**WORK TO BE COMPLETED**
Set down the data below from its first line to the line holding "const AMBIGUOUS = /[0OIl1]/g;", inclusive; omit all pictures.
# START OF SUPPLIED DATA
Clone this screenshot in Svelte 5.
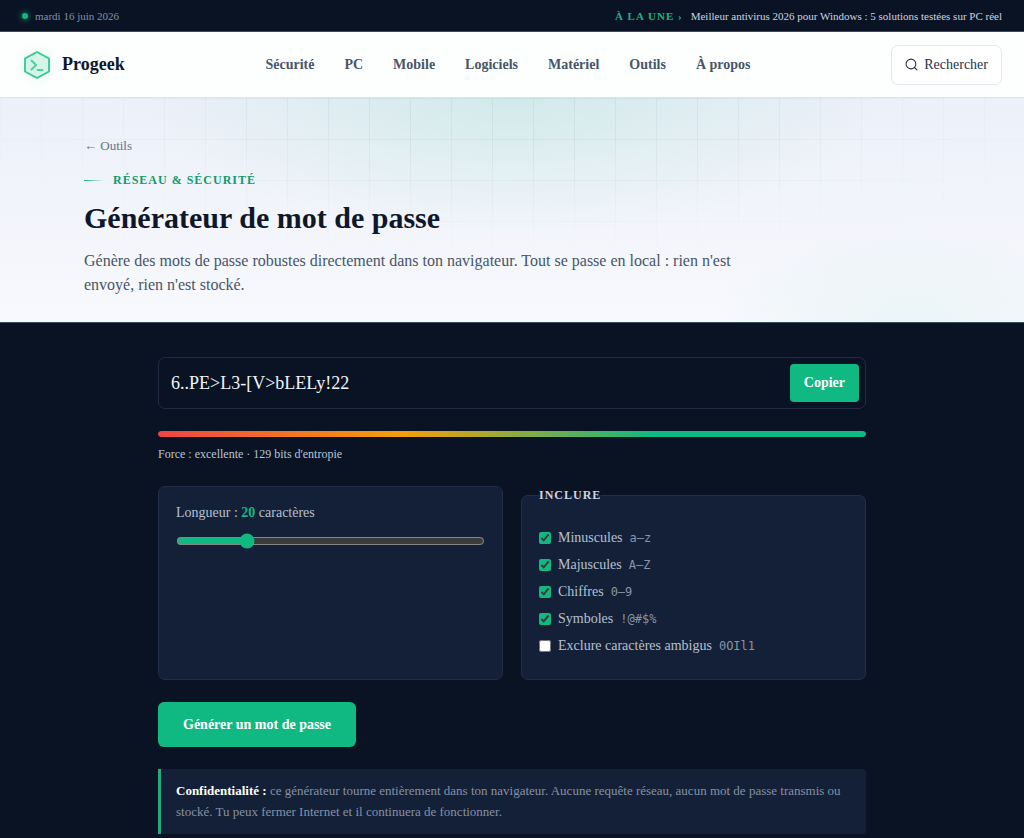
<script>
  const navLinks = ['Sécurité', 'PC', 'Mobile', 'Logiciels', 'Matériel', 'Outils', 'À propos'];

  const AMBIGUOUS = /[0OIl1]/g;

  let length = $state(20);
  let password = $state('6..PE>L3-[V>bLELy!22');
  let copyLabel = $state('Copier');
  let excludeAmbiguous = $state(false);

  let sets = $state([
    { label: 'Minuscules', sample: 'a–z', chars: 'abcdefghijklmnopqrstuvwxyz', on: true },
    { label: 'Majuscules', sample: 'A–Z', chars: 'ABCDEFGHIJKLMNOPQRSTUVWXYZ', on: true },
    { label: 'Chiffres', sample: '0–9', chars: '0123456789', on: true },
    { label: 'Symboles', sample: '!@#$%', chars: '!@#$%^&*()-_=+[]{};:,.<>?', on: true }
  ]);

  let pool = $derived.by(() => {
    const all = sets.filter((s) => s.on).map((s) => s.chars).join('');
    return excludeAmbiguous ? all.replace(AMBIGUOUS, '') : all;
  });
  let bits = $derived(pool.length ? Math.round(length * Math.log2(pool.length)) : 0);
  let strength = $derived(Math.min(100, bits));
  let rating = $derived(bits >= 100 ? 'excellente' : bits >= 70 ? 'bonne' : bits >= 45 ? 'moyenne' : 'faible');

  function generate() {
    if (!pool.length) return;
    const random = crypto.getRandomValues(new Uint32Array(length));
    password = Array.from(random, (n) => pool[n % pool.length]).join('');
  }

  async function copy() {
    await navigator.clipboard.writeText(password);
    copyLabel = 'Copié';
    setTimeout(() => (copyLabel = 'Copier'), 1500);
  }
</script>

<div class="topbar">
  <span class="date"><span class="dot"></span>mardi 16 juin 2026</span>
  <p class="news">
    <strong>À LA UNE ›</strong>
    <a href="#antivirus">Meilleur antivirus 2026 pour Windows : 5 solutions testées sur PC réel</a>
  </p>
</div>

<header class="header">
  <a class="brand" href="#accueil">
    <svg width="30" height="30" viewBox="0 0 30 30" fill="none" stroke-linecap="round" stroke-linejoin="round" aria-hidden="true">
      <path d="M15 2 L27 8.5 V21.5 L15 28 L3 21.5 V8.5 Z" fill="#d5f5e8" stroke="#34c795" stroke-width="1.8" />
      <path d="M9.500 10.500 L14 15 L9.500 19.500 M15.500 20 H20.500" stroke="#4fcfa3" stroke-width="2" />
    </svg>
    Progeek
  </a>
  <nav class="nav">
    {#each navLinks as link}
      <a href="#{link}">{link}</a>
    {/each}
  </nav>
  <button class="search" type="button">
    <svg width="13" height="13" viewBox="0 0 24 24" fill="none" stroke="currentColor" stroke-width="2" stroke-linecap="round" aria-hidden="true">
      <circle cx="11" cy="11" r="9" />
      <path d="M18 18 L22 22" />
    </svg>
    Rechercher
  </button>
</header>

<section class="hero">
  <div class="hero-inner">
    <a class="back" href="#outils">← Outils</a>
    <p class="eyebrow">RÉSEAU &amp; SÉCURITÉ</p>
    <h1>Générateur de mot de passe</h1>
    <p class="lead">
      Génère des mots de passe robustes directement dans ton navigateur. Tout se passe en local : rien n'est envoyé, rien n'est stocké.
    </p>
  </div>
</section>

<main class="tool">
  <div class="output">
    <input type="text" readonly aria-label="Mot de passe" value={password} />
    <button type="button" onclick={copy}>{copyLabel}</button>
  </div>

  <div class="meter"><div class="meter-fill" style="width: {strength}%"></div></div>
  <p class="strength">Force : {rating} · {bits} bits d'entropie</p>

  <div class="options">
    <div class="card">
      <label for="length">Longueur : <strong>{length}</strong> caractères</label>
      <input id="length" type="range" min="8" max="64" bind:value={length} />
    </div>

    <fieldset class="card">
      <legend>INCLURE</legend>
      {#each sets as set}
        <label class="check">
          <input type="checkbox" bind:checked={set.on} />
          <span>{set.label}</span>
          <code>{set.sample}</code>
        </label>
      {/each}
      <label class="check">
        <input type="checkbox" bind:checked={excludeAmbiguous} />
        <span>Exclure caractères ambigus</span>
        <code>0OIl1</code>
      </label>
    </fieldset>
  </div>

  <button class="generate" type="button" onclick={generate}>Générer un mot de passe</button>

  <p class="notice">
    <strong>Confidentialité :</strong> ce générateur tourne entièrement dans ton navigateur. Aucune requête réseau, aucun mot de passe transmis ou stocké. Tu peux fermer Internet et il continuera de fonctionner.
  </p>
</main>

<style>
  :global(body) {
    margin: 0;
    background: #0a1324;
    color: #cbd5e1;
    font-family: 'Liberation Serif', 'Times New Roman', serif;
  }

  a {
    color: inherit;
    text-decoration: none;
  }

  p {
    margin: 0;
  }

  button {
    font-family: inherit;
    cursor: pointer;
  }

  .topbar {
    display: flex;
    justify-content: space-between;
    align-items: center;
    height: 32px;
    padding: 0 22px;
    border-bottom: 1px solid #3b4a63;
    box-sizing: border-box;
    font-size: 11px;
  }

  .date {
    display: flex;
    align-items: center;
    gap: 7px;
    color: #8391a7;
  }

  .dot {
    width: 6px;
    height: 6px;
    border-radius: 50%;
    background: #10b981;
    box-shadow: 0 0 6px #10b981;
  }

  .news {
    display: flex;
    gap: 8px;
  }

  .news strong {
    color: #10b981;
    letter-spacing: 1px;
  }

  .header {
    display: flex;
    justify-content: space-between;
    align-items: center;
    height: 66px;
    padding: 0 22px;
    box-sizing: border-box;
    background: #fdfefe;
    border-bottom: 1px solid #dce5ec;
  }

  .brand {
    display: flex;
    align-items: center;
    gap: 10px;
    color: #0f172a;
    font-size: 18px;
    font-weight: 700;
  }

  .brand svg {
    filter: drop-shadow(0 0 5px rgba(16, 185, 129, 0.15));
  }

  .nav {
    display: flex;
    gap: 30px;
    color: #475569;
    font-size: 14px;
    font-weight: 700;
  }

  .search {
    display: flex;
    align-items: center;
    gap: 6px;
    height: 40px;
    padding: 0 13px;
    border: 1px solid #e2e8f0;
    border-radius: 7px;
    background: #fff;
    color: #27344a;
    font-size: 14px;
  }

  .hero {
    position: relative;
    background:
      radial-gradient(ellipse 36% 62% at 50% 0%, rgba(16, 185, 129, 0.12), transparent),
      radial-gradient(ellipse 20% 42% at 89% 100%, rgba(16, 185, 129, 0.06), transparent),
      linear-gradient(#ecf0f9, #f8f9fd);
    border-bottom: 1px solid #35505d;
  }

  .hero::before {
    content: '';
    position: absolute;
    inset: 0;
    background-image:
      linear-gradient(rgba(15, 60, 80, 0.05) 1px, transparent 1px),
      linear-gradient(90deg, rgba(15, 60, 80, 0.05) 1px, transparent 1px);
    background-size: 41px 41px;
    mask-image: radial-gradient(ellipse 60% 75% at 50% 0%, #000 30%, transparent 100%);
  }

  .hero-inner {
    position: relative;
    max-width: 856px;
    margin: 0 auto;
    padding: 38px 22px 25px;
  }

  .back {
    display: block;
    color: #64748b;
    font-size: 13px;
    line-height: 20px;
  }

  .eyebrow {
    display: flex;
    align-items: center;
    gap: 9px;
    margin-top: 15px;
    color: #109a6d;
    font-size: 12px;
    font-weight: 700;
    letter-spacing: 1px;
    line-height: 18px;
  }

  .eyebrow::before {
    content: '';
    width: 20px;
    height: 1px;
    background: linear-gradient(90deg, #10b981, transparent);
  }

  h1 {
    margin: 11px 0 13px;
    color: #0f172a;
    font-size: 30px;
    line-height: 36px;
  }

  .lead {
    max-width: 656px;
    color: #475569;
    font-size: 16px;
    line-height: 24px;
  }

  .tool {
    max-width: 708px;
    margin: 0 auto;
    padding: 34px 22px 4px;
  }

  .output {
    display: flex;
    gap: 6px;
    padding: 6px;
    border: 1px solid #202b42;
    border-radius: 7px;
  }

  .output input {
    flex: 1;
    min-width: 0;
    padding: 0 6px;
    border: 0;
    outline: 0;
    background: none;
    color: #f1f5f9;
    font-family: inherit;
    font-size: 18px;
  }

  .output button {
    height: 38px;
    padding: 0 14px;
    border: 0;
    border-radius: 4px;
    background: #10b981;
    color: #fff;
    font-size: 14px;
    font-weight: 700;
  }

  .meter {
    height: 6px;
    margin-top: 22px;
    border-radius: 3px;
    overflow: hidden;
    background: #15203a;
  }

  .meter-fill {
    height: 100%;
    border-radius: 3px;
    background: linear-gradient(90deg, #ef4444, #f59e0b 35%, #10b981 70%);
  }

  .strength {
    margin-top: 8px;
    color: #b9c4d3;
    font-size: 12px;
    line-height: 18px;
  }

  .options {
    display: grid;
    grid-template-columns: 1fr 1fr;
    gap: 18px;
    margin: 23px 0 22px;
  }

  .card {
    min-width: 0;
    margin: 0;
    padding: 16px 17px;
    border: 1px solid #202e47;
    border-radius: 7px;
    background: #142037;
    color: #b6c1d0;
    font-size: 14px;
    line-height: 20px;
  }

  .card strong {
    color: #10b981;
  }

  .card label {
    display: block;
  }

  input[type='range'] {
    display: block;
    width: 100%;
    margin: 10px 0 0;
    accent-color: #10b981;
  }

  legend {
    padding: 0;
    color: #cbd5e1;
    font-size: 12px;
    font-weight: 700;
    letter-spacing: 1px;
    line-height: 18px;
  }

  .card .check {
    display: flex;
    align-items: center;
    gap: 7px;
    padding: 3px 0 4px;
  }

  fieldset.card {
    padding-bottom: 19px;
  }

  legend + .check {
    margin-top: 5px;
  }

  input[type='checkbox'] {
    width: 12px;
    height: 12px;
    margin: 0;
    accent-color: #10b981;
  }

  code {
    color: #8794a8;
    font-family: 'DejaVu Sans Mono', monospace;
    font-size: 12px;
  }

  .generate {
    display: block;
    height: 45px;
    padding: 0 25px;
    border: 0;
    border-radius: 6px;
    background: #10b981;
    color: #fff;
    font-size: 14px;
    font-weight: 700;
  }

  .notice {
    margin-top: 22px;
    padding: 11px 15px 12px;
    border-left: 3px solid #22a97c;
    border-radius: 0 4px 4px 0;
    background: #142037;
    color: #8491a6;
    font-size: 13px;
    line-height: 21px;
  }

  .notice strong {
    color: #fff;
  }
</style>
# END OF SUPPLIED DATA
**SOLUTION TO THIS EXERCISE**
Clone this screenshot in Svelte 5.
<script>
  const navLinks = ['Sécurité', 'PC', 'Mobile', 'Logiciels', 'Matériel', 'Outils', 'À propos'];

  const AMBIGUOUS = /[0OIl1]/g;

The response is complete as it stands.